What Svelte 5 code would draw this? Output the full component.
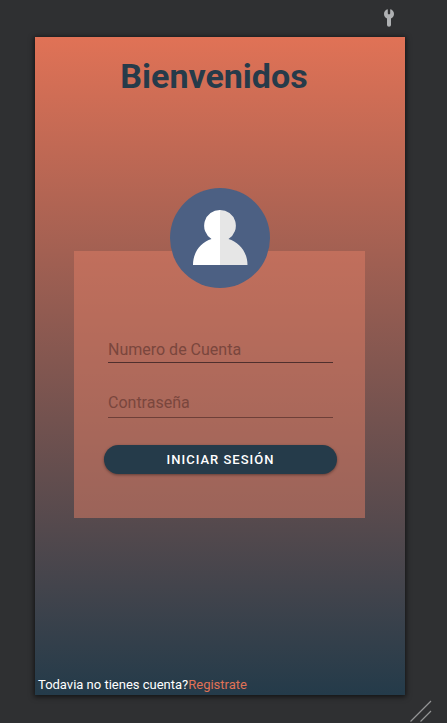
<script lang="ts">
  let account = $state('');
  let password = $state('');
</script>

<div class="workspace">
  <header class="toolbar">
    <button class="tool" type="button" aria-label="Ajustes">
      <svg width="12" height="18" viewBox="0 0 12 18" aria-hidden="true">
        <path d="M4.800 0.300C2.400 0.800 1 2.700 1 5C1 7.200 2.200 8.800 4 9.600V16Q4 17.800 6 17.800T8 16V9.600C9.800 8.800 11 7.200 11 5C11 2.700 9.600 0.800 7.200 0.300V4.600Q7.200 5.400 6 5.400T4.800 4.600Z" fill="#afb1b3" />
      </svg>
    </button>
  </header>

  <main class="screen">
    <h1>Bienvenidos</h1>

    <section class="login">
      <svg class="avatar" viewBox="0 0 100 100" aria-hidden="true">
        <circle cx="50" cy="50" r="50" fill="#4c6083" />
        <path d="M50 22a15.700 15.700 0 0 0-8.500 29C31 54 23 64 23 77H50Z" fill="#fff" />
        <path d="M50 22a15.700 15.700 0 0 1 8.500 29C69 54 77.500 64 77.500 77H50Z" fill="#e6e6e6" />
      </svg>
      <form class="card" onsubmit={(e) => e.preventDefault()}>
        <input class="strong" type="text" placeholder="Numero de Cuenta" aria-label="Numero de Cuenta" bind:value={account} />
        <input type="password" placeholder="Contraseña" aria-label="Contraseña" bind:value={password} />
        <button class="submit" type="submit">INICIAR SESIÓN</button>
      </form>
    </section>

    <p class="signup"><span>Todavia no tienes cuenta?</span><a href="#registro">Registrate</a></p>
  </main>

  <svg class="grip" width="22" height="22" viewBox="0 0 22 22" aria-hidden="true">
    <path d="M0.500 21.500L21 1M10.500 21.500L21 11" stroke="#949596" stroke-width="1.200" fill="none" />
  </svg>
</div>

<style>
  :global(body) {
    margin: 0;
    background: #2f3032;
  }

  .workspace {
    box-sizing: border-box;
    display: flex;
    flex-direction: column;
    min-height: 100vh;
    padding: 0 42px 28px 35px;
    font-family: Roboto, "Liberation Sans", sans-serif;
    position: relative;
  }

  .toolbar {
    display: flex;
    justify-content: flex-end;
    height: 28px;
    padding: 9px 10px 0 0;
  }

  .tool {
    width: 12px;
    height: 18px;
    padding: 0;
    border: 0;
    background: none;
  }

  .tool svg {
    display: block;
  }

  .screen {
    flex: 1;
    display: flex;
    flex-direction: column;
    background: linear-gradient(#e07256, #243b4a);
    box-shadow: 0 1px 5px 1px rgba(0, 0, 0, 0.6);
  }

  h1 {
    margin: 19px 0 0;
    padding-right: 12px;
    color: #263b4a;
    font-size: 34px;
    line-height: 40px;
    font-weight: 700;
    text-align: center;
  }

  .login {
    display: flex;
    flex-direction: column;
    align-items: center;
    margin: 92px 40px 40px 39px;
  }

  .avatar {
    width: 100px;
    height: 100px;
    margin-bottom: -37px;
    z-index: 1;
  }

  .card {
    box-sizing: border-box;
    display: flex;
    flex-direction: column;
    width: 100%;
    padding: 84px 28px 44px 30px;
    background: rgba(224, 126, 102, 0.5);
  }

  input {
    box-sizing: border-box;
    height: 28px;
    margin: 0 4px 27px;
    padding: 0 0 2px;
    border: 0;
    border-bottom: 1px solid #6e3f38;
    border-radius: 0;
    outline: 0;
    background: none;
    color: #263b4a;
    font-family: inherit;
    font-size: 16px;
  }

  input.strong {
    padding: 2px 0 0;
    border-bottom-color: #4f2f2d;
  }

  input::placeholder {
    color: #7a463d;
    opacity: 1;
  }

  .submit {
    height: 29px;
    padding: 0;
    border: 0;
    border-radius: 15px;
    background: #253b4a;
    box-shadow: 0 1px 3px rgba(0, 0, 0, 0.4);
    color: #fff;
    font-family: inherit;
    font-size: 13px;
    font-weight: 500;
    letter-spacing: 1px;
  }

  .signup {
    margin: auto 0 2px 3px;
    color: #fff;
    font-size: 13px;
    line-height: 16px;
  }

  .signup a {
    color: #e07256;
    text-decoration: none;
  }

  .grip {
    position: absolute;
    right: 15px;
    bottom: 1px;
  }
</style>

---

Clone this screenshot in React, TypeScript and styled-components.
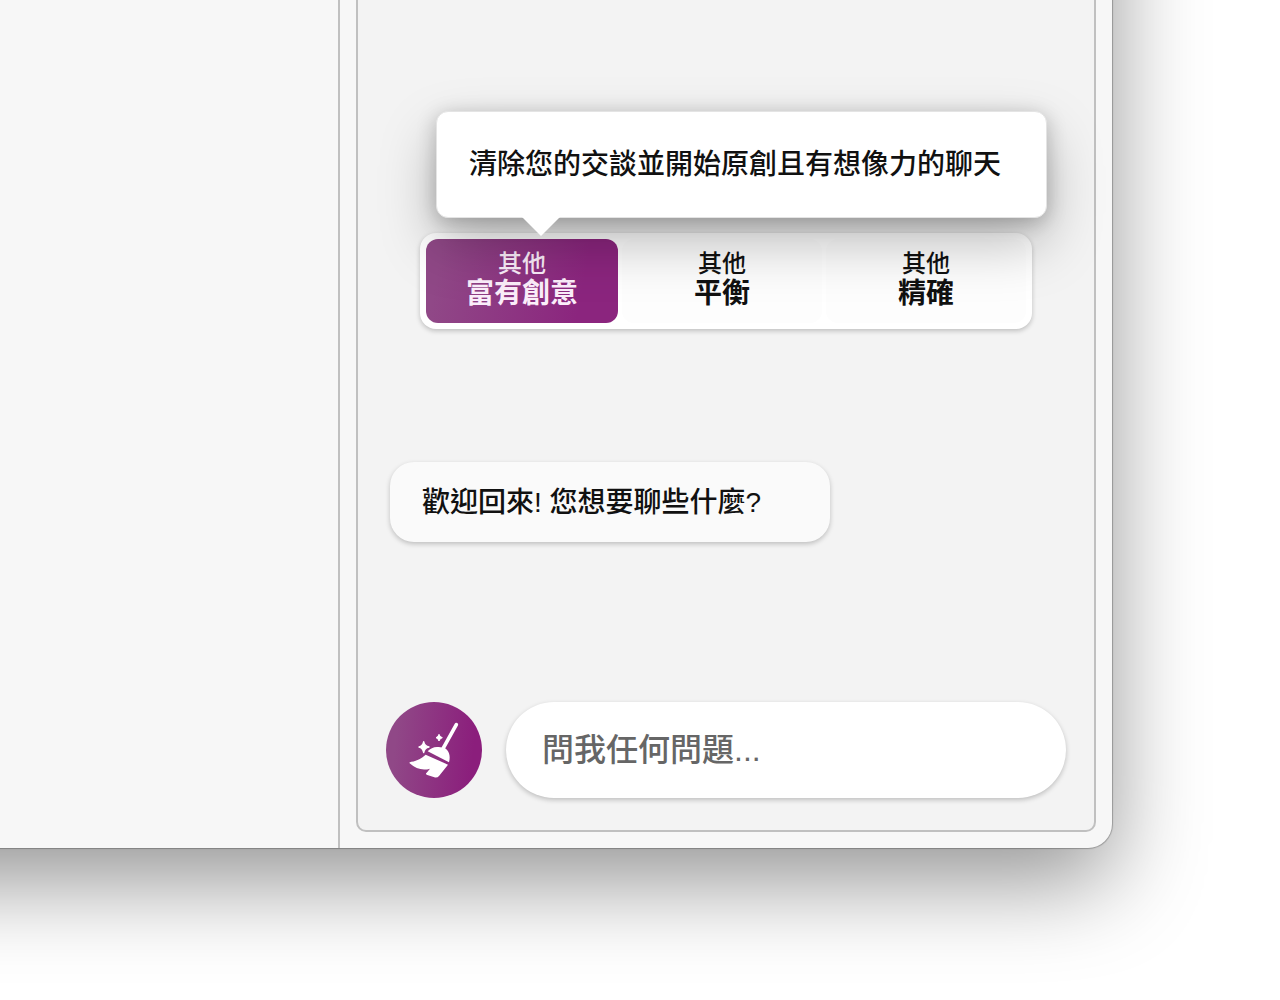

### [Stated problem]
Report only the number of lines in the data above that contain "this".

### [Complete output]
2